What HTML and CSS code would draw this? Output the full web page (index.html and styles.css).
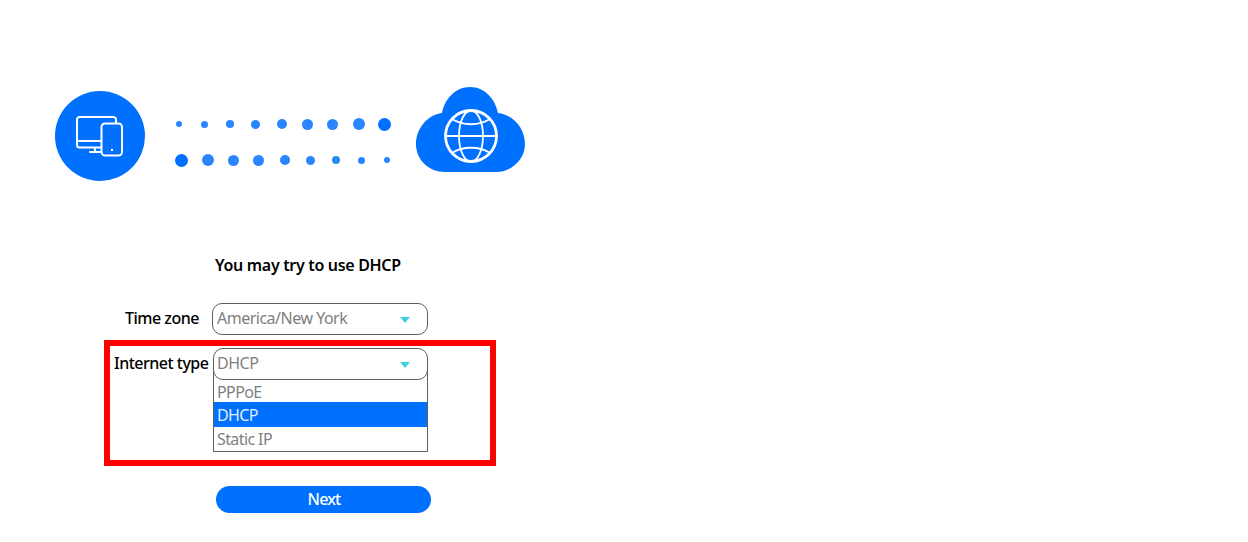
FILE: index.html
```html
<!DOCTYPE html>
<html lang="en">
<head>
<meta charset="utf-8">
<title>Internet setup</title>
<link rel="stylesheet" href="styles.css">
</head>
<body>
<main class="page">
  <section class="hero">
    <div class="device-badge">
      <svg class="device-icon" viewBox="0 0 48 41" fill="none" stroke="#fff" stroke-width="2" stroke-linejoin="round" stroke-linecap="round">
        <path d="M25 31.500H3.500A2.500 2.500 0 0 1 1 29V3.500A2.500 2.500 0 0 1 3.500 1H37.500A2.500 2.500 0 0 1 40 3.500V7.500"/>
        <path d="M1 25H25"/>
        <path d="M14 36H25M19 32V36"/>
        <rect x="25.500" y="7.500" width="20.500" height="32" rx="3.500"/>
        <rect x="35" y="33" width="2" height="2" fill="#fff" stroke="none"/>
      </svg>
    </div>
    <div class="dots">
      <div class="dot-row">
        <span class="dot s5"></span><span class="dot s6"></span><span class="dot s7"></span><span class="dot s8"></span><span class="dot s9"></span><span class="dot s10"></span><span class="dot s11"></span><span class="dot s12"></span><span class="dot s13"></span>
      </div>
      <div class="dot-row dot-row-low">
        <span class="dot s13"></span><span class="dot s12"></span><span class="dot s11"></span><span class="dot s10"></span><span class="dot s9"></span><span class="dot s8"></span><span class="dot s7"></span><span class="dot s6"></span><span class="dot s5"></span>
      </div>
    </div>
    <svg class="cloud" viewBox="0 0 109 85">
      <path fill="#0070ff" d="M26 26C11 28 0 42 0 57C0 73 13 85 29 85H80C96 85 109 72 109 57C109 42 98 28 82 26C79 11 68 0 54 0C40 0 29 11 26 26Z"/>
      <g fill="none" stroke="#fff">
        <circle cx="55" cy="49" r="25.500" stroke-width="2.800"/>
        <ellipse cx="55" cy="49" rx="12" ry="25.500" stroke-width="1.800"/>
        <path stroke-width="1.800" d="M30 49H80M36 32C47 39 63 39 74 32M36 66C47 59 63 59 74 66"/>
      </g>
    </svg>
  </section>

  <h1 class="title">You may try to use DHCP</h1>

  <form class="form">
    <div class="row row-zone">
      <label class="label label-zone">Time zone</label>
      <div class="select select-zone">
        <span>America/New York</span><i class="caret"></i>
      </div>
    </div>
    <div class="row row-type">
      <label class="label label-type">Internet type</label>
      <div class="combo">
        <div class="select select-type">
          <span>DHCP</span><i class="caret"></i>
        </div>
        <ul class="options">
          <li class="option">PPPoE</li>
          <li class="option option-active">DHCP</li>
          <li class="option">Static IP</li>
        </ul>
      </div>
    </div>
    <button class="next" type="button">Next</button>
  </form>
  <div class="highlight"></div>
</main>
</body>
</html>
```
FILE: styles.css
```css
* { box-sizing: border-box; }
html, body { margin: 0; padding: 0; background: #fff; }
body {
  font-family: "Noto Sans", "Open Sans", sans-serif;
  width: 1248px;
  height: 542px;
  overflow: hidden;
}
.page { position: relative; width: 100%; height: 100%; padding: 87px 0 0 55px; }

.hero { display: flex; align-items: flex-start; height: 94px; }
.device-badge {
  width: 90px;
  height: 90px;
  margin-top: 3.500px;
  border-radius: 50%;
  background: #0070ff;
  display: flex;
  align-items: center;
  justify-content: center;
  flex: none;
}
.device-icon { width: 48px; height: 41px; margin: 1px 0 0 0; }

.dots { width: 271px; flex: none; padding-top: 30.500px; }
.dot-row { display: grid; grid-template-columns: repeat(9, 25.700px); align-items: center; justify-items: center; height: 13px; margin-left: 21px; }
.dot-row-low { margin-top: 23px; margin-left: 24px; }
.dot { border-radius: 50%; width: var(--d); height: var(--d); background: #2a86ff; }
.s5 { --d: 6px; }
.s6 { --d: 7px; }
.s7 { --d: 8px; }
.s8 { --d: 9px; }
.s9 { --d: 10px; }
.s10 { --d: 11px; }
.s11 { --d: 11px; }
.s12 { --d: 12px; }
.s13 { --d: 13px; background: #0070ff; }

.cloud { width: 109px; height: 85px; flex: none; }

.title {
  margin: 73px 0 0 160px;
  font-size: 16px;
  line-height: 22px;
  font-weight: 600;
  letter-spacing: -0.320px;
  color: #000;
  white-space: nowrap;
}

.form { margin-top: 27px; display: flex; flex-direction: column; }
.row { display: flex; align-items: flex-start; }
.row-zone { height: 45px; }
.row-type { height: 138px; }
.label { font-size: 16px; line-height: 30px; color: #000; letter-spacing: -0.500px; font-weight: 500; white-space: nowrap; }
.label-zone { margin: 0 13px 0 70px; width: 74px; }
.label-type { margin: 0 5px 0 59px; width: 94px; }

.select {
  position: relative;
  z-index: 1;
  width: 215px;
  height: 32px;
  border: 1px solid #5f5f5f;
  border-radius: 10px;
  background: #fff;
  display: flex;
  align-items: center;
  justify-content: space-between;
  padding: 0 17px 2px 4px;
  font-size: 16px;
  letter-spacing: -0.500px;
  color: #808080;
}
.select-zone { width: 216px; }
.select-type { padding-left: 3px; }
.caret {
  width: 0;
  height: 0;
  margin-top: 3px;
  border-left: 5.500px solid transparent;
  border-right: 5.500px solid transparent;
  border-top: 6px solid #3fd0e0;
}
.combo { position: relative; width: 215px; }
.options {
  position: absolute;
  top: 22px;
  left: 0;
  width: 100%;
  margin: 0;
  padding: 10px 0 0;
  list-style: none;
  border: 1px solid #5f5f5f;
  border-top: 0;
  background: #fff;
}
.option { height: 24px; line-height: 24px; padding-left: 3px; font-size: 16px; letter-spacing: -0.600px; color: #808080; }
.option:first-child { height: 22px; line-height: 25px; }
.option-active { height: 25px; line-height: 27px; background: #0070ff; color: #e4efff; }

.next {
  width: 215px;
  height: 27px;
  margin-left: 161px;
  border: 0;
  border-radius: 14px;
  background: #0070ff;
  color: #fff;
  font: 500 16px/27px "Noto Sans", "Open Sans", sans-serif;
  letter-spacing: -0.800px;
  padding: 0 0 0 1px;
}

.highlight {
  position: absolute;
  left: 104px;
  top: 340px;
  width: 392px;
  height: 126px;
  border: 6px solid #ff0000;
  pointer-events: none;
}
```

......

- **WHAT TO PRODUCE**
Print out the whole of the material word for word, without pictures.

- **RESPONSE TO THE EXERCISE**
What HTML and CSS code would draw this? Output the full web page (index.html and styles.css).
FILE: index.html
```html
<!DOCTYPE html>
<html lang="en">
<head>
<meta charset="utf-8">
<title>Internet setup</title>
<link rel="stylesheet" href="styles.css">
</head>
<body>
<main class="page">
  <section class="hero">
    <div class="device-badge">
      <svg class="device-icon" viewBox="0 0 48 41" fill="none" stroke="#fff" stroke-width="2" stroke-linejoin="round" stroke-linecap="round">
        <path d="M25 31.500H3.500A2.500 2.500 0 0 1 1 29V3.500A2.500 2.500 0 0 1 3.500 1H37.500A2.500 2.500 0 0 1 40 3.500V7.500"/>
        <path d="M1 25H25"/>
        <path d="M14 36H25M19 32V36"/>
        <rect x="25.500" y="7.500" width="20.500" height="32" rx="3.500"/>
        <rect x="35" y="33" width="2" height="2" fill="#fff" stroke="none"/>
      </svg>
    </div>
    <div class="dots">
      <div class="dot-row">
        <span class="dot s5"></span><span class="dot s6"></span><span class="dot s7"></span><span class="dot s8"></span><span class="dot s9"></span><span class="dot s10"></span><span class="dot s11"></span><span class="dot s12"></span><span class="dot s13"></span>
      </div>
      <div class="dot-row dot-row-low">
        <span class="dot s13"></span><span class="dot s12"></span><span class="dot s11"></span><span class="dot s10"></span><span class="dot s9"></span><span class="dot s8"></span><span class="dot s7"></span><span class="dot s6"></span><span class="dot s5"></span>
      </div>
    </div>
    <svg class="cloud" viewBox="0 0 109 85">
      <path fill="#0070ff" d="M26 26C11 28 0 42 0 57C0 73 13 85 29 85H80C96 85 109 72 109 57C109 42 98 28 82 26C79 11 68 0 54 0C40 0 29 11 26 26Z"/>
      <g fill="none" stroke="#fff">
        <circle cx="55" cy="49" r="25.500" stroke-width="2.800"/>
        <ellipse cx="55" cy="49" rx="12" ry="25.500" stroke-width="1.800"/>
        <path stroke-width="1.800" d="M30 49H80M36 32C47 39 63 39 74 32M36 66C47 59 63 59 74 66"/>
      </g>
    </svg>
  </section>

  <h1 class="title">You may try to use DHCP</h1>

  <form class="form">
    <div class="row row-zone">
      <label class="label label-zone">Time zone</label>
      <div class="select select-zone">
        <span>America/New York</span><i class="caret"></i>
      </div>
    </div>
    <div class="row row-type">
      <label class="label label-type">Internet type</label>
      <div class="combo">
        <div class="select select-type">
          <span>DHCP</span><i class="caret"></i>
        </div>
        <ul class="options">
          <li class="option">PPPoE</li>
          <li class="option option-active">DHCP</li>
          <li class="option">Static IP</li>
        </ul>
      </div>
    </div>
    <button class="next" type="button">Next</button>
  </form>
  <div class="highlight"></div>
</main>
</body>
</html>
```
FILE: styles.css
```css
* { box-sizing: border-box; }
html, body { margin: 0; padding: 0; background: #fff; }
body {
  font-family: "Noto Sans", "Open Sans", sans-serif;
  width: 1248px;
  height: 542px;
  overflow: hidden;
}
.page { position: relative; width: 100%; height: 100%; padding: 87px 0 0 55px; }

.hero { display: flex; align-items: flex-start; height: 94px; }
.device-badge {
  width: 90px;
  height: 90px;
  margin-top: 3.500px;
  border-radius: 50%;
  background: #0070ff;
  display: flex;
  align-items: center;
  justify-content: center;
  flex: none;
}
.device-icon { width: 48px; height: 41px; margin: 1px 0 0 0; }

.dots { width: 271px; flex: none; padding-top: 30.500px; }
.dot-row { display: grid; grid-template-columns: repeat(9, 25.700px); align-items: center; justify-items: center; height: 13px; margin-left: 21px; }
.dot-row-low { margin-top: 23px; margin-left: 24px; }
.dot { border-radius: 50%; width: var(--d); height: var(--d); background: #2a86ff; }
.s5 { --d: 6px; }
.s6 { --d: 7px; }
.s7 { --d: 8px; }
.s8 { --d: 9px; }
.s9 { --d: 10px; }
.s10 { --d: 11px; }
.s11 { --d: 11px; }
.s12 { --d: 12px; }
.s13 { --d: 13px; background: #0070ff; }

.cloud { width: 109px; height: 85px; flex: none; }

.title {
  margin: 73px 0 0 160px;
  font-size: 16px;
  line-height: 22px;
  font-weight: 600;
  letter-spacing: -0.320px;
  color: #000;
  white-space: nowrap;
}

.form { margin-top: 27px; display: flex; flex-direction: column; }
.row { display: flex; align-items: flex-start; }
.row-zone { height: 45px; }
.row-type { height: 138px; }
.label { font-size: 16px; line-height: 30px; color: #000; letter-spacing: -0.500px; font-weight: 500; white-space: nowrap; }
.label-zone { margin: 0 13px 0 70px; width: 74px; }
.label-type { margin: 0 5px 0 59px; width: 94px; }

.select {
  position: relative;
  z-index: 1;
  width: 215px;
  height: 32px;
  border: 1px solid #5f5f5f;
  border-radius: 10px;
  background: #fff;
  display: flex;
  align-items: center;
  justify-content: space-between;
  padding: 0 17px 2px 4px;
  font-size: 16px;
  letter-spacing: -0.500px;
  color: #808080;
}
.select-zone { width: 216px; }
.select-type { padding-left: 3px; }
.caret {
  width: 0;
  height: 0;
  margin-top: 3px;
  border-left: 5.500px solid transparent;
  border-right: 5.500px solid transparent;
  border-top: 6px solid #3fd0e0;
}
.combo { position: relative; width: 215px; }
.options {
  position: absolute;
  top: 22px;
  left: 0;
  width: 100%;
  margin: 0;
  padding: 10px 0 0;
  list-style: none;
  border: 1px solid #5f5f5f;
  border-top: 0;
  background: #fff;
}
.option { height: 24px; line-height: 24px; padding-left: 3px; font-size: 16px; letter-spacing: -0.600px; color: #808080; }
.option:first-child { height: 22px; line-height: 25px; }
.option-active { height: 25px; line-height: 27px; background: #0070ff; color: #e4efff; }

.next {
  width: 215px;
  height: 27px;
  margin-left: 161px;
  border: 0;
  border-radius: 14px;
  background: #0070ff;
  color: #fff;
  font: 500 16px/27px "Noto Sans", "Open Sans", sans-serif;
  letter-spacing: -0.800px;
  padding: 0 0 0 1px;
}

.highlight {
  position: absolute;
  left: 104px;
  top: 340px;
  width: 392px;
  height: 126px;
  border: 6px solid #ff0000;
  pointer-events: none;
}
```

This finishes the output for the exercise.